╔══
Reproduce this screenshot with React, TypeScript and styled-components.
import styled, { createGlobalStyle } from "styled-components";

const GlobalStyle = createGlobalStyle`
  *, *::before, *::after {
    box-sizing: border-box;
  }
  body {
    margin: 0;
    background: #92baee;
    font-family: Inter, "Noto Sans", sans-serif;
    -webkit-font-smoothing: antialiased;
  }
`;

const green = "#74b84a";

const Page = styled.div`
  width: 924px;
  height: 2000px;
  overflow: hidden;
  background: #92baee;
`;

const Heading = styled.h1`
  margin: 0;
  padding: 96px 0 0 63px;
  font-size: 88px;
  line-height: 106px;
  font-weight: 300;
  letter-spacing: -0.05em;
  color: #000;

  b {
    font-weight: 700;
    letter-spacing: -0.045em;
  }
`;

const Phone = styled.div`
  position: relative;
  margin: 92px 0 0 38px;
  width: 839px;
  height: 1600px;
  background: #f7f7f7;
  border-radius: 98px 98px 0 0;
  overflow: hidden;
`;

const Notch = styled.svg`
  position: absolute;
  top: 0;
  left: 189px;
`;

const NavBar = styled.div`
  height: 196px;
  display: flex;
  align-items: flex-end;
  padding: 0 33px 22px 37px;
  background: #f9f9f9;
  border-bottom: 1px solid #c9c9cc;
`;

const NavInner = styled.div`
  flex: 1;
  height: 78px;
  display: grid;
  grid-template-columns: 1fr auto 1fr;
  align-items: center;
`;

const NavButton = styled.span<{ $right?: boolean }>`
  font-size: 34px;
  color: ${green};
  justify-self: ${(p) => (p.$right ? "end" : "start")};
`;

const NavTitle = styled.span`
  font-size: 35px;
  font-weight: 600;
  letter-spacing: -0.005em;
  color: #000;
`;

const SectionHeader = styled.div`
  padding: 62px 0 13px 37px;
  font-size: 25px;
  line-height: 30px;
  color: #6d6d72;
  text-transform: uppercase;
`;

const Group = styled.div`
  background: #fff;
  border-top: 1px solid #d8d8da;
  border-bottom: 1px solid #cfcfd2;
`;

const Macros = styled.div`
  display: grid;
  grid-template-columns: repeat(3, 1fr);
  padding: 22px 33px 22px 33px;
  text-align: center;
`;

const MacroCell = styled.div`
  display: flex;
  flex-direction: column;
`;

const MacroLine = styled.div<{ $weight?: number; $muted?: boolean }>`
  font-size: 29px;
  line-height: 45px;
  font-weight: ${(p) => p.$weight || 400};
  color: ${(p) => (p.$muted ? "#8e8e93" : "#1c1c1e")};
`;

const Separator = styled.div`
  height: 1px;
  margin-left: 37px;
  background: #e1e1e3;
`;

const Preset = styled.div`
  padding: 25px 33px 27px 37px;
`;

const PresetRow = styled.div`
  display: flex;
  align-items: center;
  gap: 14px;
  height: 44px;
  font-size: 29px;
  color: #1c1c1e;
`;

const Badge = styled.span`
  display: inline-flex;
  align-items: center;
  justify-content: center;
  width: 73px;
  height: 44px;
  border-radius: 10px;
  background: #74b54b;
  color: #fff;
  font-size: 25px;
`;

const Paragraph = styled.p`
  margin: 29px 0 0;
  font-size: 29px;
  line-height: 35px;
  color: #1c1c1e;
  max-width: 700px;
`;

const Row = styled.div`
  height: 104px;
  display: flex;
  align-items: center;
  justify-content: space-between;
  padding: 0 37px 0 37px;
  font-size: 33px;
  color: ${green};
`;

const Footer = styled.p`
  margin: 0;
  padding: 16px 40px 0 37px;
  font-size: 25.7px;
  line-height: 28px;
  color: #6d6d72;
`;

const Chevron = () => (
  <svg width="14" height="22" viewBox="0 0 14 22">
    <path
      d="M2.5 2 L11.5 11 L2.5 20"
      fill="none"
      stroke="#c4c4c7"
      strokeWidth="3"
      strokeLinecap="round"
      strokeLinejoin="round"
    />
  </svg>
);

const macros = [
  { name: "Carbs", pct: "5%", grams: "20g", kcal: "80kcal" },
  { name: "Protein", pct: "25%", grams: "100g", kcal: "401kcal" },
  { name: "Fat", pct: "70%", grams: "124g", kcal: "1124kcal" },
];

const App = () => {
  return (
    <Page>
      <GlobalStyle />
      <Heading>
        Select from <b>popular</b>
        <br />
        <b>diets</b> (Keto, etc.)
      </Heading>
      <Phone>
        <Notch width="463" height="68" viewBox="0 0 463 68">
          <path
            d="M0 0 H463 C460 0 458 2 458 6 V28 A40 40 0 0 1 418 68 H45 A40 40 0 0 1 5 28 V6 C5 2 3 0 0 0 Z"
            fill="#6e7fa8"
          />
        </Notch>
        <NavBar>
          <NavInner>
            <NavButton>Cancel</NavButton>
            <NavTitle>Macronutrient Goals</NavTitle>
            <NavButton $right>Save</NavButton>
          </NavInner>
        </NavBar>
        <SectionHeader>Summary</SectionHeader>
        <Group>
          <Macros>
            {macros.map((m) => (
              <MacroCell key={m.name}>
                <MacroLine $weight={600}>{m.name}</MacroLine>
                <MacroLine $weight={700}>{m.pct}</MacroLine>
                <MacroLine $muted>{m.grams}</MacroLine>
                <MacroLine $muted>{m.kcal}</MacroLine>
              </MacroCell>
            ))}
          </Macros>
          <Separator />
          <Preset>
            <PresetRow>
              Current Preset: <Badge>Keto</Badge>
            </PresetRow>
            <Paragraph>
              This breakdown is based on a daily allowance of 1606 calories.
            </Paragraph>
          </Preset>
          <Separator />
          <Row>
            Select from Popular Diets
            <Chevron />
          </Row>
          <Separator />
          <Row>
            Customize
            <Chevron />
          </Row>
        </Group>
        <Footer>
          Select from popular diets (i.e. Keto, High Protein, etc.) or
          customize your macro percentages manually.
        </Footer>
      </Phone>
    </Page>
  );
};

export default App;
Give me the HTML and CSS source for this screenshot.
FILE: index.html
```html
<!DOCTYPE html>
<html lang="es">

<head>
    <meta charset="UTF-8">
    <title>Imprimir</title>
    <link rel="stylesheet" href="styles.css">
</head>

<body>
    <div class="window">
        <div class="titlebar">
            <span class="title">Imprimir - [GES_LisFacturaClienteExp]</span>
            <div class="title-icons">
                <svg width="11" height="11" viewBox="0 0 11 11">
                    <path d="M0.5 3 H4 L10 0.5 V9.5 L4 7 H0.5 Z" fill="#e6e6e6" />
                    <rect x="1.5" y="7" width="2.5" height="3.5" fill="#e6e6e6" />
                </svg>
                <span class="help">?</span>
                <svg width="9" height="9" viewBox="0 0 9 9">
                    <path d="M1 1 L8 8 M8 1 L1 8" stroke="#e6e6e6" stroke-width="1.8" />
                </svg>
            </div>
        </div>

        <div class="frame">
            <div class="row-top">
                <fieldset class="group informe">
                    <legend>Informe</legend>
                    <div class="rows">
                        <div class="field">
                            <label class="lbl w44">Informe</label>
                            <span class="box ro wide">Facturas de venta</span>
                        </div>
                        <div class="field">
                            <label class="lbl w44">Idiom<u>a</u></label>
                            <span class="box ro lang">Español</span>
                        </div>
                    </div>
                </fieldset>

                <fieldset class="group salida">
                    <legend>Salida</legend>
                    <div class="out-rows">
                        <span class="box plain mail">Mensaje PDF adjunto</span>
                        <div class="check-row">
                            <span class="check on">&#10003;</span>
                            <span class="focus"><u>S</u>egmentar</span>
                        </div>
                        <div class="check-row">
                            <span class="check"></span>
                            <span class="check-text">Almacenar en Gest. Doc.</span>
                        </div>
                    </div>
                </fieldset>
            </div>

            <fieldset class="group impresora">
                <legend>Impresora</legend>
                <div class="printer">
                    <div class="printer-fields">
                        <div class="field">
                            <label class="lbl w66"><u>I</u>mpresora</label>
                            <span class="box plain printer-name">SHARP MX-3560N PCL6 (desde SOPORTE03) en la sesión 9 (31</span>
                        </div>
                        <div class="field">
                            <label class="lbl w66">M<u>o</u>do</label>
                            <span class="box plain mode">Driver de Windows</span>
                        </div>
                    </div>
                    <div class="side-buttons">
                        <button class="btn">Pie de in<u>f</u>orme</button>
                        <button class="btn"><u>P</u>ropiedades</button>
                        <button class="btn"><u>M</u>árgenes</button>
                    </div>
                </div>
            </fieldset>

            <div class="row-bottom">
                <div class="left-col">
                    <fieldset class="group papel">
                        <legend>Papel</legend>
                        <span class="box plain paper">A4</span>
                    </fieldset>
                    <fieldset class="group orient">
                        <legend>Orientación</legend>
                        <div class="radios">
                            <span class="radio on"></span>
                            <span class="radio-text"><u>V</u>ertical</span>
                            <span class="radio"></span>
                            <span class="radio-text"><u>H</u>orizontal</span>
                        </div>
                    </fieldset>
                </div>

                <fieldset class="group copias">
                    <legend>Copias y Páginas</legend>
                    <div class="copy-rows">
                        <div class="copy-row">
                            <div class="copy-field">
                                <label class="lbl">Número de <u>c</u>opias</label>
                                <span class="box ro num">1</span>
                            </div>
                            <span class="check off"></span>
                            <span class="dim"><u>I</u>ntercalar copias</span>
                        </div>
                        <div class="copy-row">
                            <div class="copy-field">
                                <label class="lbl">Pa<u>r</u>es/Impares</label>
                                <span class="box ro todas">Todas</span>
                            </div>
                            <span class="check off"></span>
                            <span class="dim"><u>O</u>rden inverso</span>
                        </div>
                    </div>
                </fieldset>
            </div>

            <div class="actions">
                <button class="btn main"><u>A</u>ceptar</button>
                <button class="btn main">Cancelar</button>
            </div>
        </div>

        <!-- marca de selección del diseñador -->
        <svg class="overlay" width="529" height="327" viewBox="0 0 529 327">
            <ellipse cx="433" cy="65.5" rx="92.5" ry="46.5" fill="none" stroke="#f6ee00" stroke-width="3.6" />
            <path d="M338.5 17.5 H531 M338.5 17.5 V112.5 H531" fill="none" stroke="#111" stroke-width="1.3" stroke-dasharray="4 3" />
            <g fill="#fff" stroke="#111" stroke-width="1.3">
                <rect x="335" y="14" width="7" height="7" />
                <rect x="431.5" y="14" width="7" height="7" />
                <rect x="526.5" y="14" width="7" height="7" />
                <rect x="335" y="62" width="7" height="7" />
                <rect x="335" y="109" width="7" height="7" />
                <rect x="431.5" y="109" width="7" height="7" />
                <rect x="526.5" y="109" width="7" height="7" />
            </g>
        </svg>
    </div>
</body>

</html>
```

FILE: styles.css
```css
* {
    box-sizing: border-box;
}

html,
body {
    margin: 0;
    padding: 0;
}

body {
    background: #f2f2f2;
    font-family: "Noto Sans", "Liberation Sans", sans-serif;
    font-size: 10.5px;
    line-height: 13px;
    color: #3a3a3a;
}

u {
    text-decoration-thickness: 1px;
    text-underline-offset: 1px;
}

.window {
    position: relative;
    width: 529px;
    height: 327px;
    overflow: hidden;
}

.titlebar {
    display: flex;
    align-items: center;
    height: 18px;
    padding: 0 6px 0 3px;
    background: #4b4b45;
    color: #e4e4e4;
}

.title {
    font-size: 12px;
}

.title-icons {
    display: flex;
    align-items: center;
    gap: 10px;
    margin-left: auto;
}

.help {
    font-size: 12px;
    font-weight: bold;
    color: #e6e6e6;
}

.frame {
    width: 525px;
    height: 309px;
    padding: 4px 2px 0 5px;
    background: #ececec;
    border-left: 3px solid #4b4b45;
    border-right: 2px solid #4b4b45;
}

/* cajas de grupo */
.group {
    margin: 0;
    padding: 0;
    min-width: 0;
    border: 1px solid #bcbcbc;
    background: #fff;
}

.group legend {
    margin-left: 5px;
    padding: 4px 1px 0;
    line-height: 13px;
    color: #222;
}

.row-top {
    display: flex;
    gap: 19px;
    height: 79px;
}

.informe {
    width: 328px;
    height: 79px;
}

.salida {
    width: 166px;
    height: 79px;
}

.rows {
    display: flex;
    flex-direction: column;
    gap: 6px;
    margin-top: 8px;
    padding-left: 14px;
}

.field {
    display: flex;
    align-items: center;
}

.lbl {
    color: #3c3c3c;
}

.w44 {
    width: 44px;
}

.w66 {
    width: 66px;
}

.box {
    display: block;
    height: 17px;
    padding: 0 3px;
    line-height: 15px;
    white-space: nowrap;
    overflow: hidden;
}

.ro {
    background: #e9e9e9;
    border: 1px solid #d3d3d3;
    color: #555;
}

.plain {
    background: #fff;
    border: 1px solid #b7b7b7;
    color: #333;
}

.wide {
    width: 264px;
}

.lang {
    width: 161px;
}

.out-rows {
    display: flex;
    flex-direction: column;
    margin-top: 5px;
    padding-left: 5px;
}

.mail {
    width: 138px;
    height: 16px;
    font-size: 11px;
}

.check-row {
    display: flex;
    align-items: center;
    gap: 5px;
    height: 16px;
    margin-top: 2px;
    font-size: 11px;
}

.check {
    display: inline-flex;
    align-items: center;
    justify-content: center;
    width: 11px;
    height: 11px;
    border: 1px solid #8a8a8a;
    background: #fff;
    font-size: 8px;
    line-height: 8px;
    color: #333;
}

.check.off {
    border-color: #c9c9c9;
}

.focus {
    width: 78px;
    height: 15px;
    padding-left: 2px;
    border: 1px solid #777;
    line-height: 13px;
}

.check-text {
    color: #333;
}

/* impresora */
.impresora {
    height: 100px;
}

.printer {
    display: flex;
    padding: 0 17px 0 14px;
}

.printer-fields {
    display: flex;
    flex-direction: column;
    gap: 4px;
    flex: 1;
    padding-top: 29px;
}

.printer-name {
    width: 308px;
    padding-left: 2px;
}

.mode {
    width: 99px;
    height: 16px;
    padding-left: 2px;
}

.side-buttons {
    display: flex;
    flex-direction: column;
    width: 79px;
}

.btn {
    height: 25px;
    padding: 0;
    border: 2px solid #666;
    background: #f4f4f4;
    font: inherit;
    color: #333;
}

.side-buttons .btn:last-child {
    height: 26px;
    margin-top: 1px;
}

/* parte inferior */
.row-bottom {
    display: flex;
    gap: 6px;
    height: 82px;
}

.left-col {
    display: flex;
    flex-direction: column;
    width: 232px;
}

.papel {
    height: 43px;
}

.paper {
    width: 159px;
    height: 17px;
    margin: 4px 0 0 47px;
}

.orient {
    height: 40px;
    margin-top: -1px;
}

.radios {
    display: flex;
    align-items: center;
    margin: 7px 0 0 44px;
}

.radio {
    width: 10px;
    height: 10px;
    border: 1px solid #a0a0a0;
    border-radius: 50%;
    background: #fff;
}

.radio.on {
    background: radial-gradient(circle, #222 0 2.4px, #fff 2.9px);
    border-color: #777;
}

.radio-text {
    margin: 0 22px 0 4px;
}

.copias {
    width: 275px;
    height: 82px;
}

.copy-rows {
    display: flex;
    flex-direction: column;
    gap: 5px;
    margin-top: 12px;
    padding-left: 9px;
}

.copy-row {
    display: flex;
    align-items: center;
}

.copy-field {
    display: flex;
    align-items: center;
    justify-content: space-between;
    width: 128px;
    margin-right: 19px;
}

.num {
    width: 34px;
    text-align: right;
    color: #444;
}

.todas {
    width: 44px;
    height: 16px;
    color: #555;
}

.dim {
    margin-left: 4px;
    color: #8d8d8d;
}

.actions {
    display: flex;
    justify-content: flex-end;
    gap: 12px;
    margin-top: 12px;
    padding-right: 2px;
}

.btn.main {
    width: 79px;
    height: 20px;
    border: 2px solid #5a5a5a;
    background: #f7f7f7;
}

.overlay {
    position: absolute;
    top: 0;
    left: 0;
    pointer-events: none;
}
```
╚══
### What the exercise asks
Go through the records and pull out each line that includes the word "components".

### Output of the task
Reproduce this screenshot with React, TypeScript and styled-components.
import styled, { createGlobalStyle } from "styled-components";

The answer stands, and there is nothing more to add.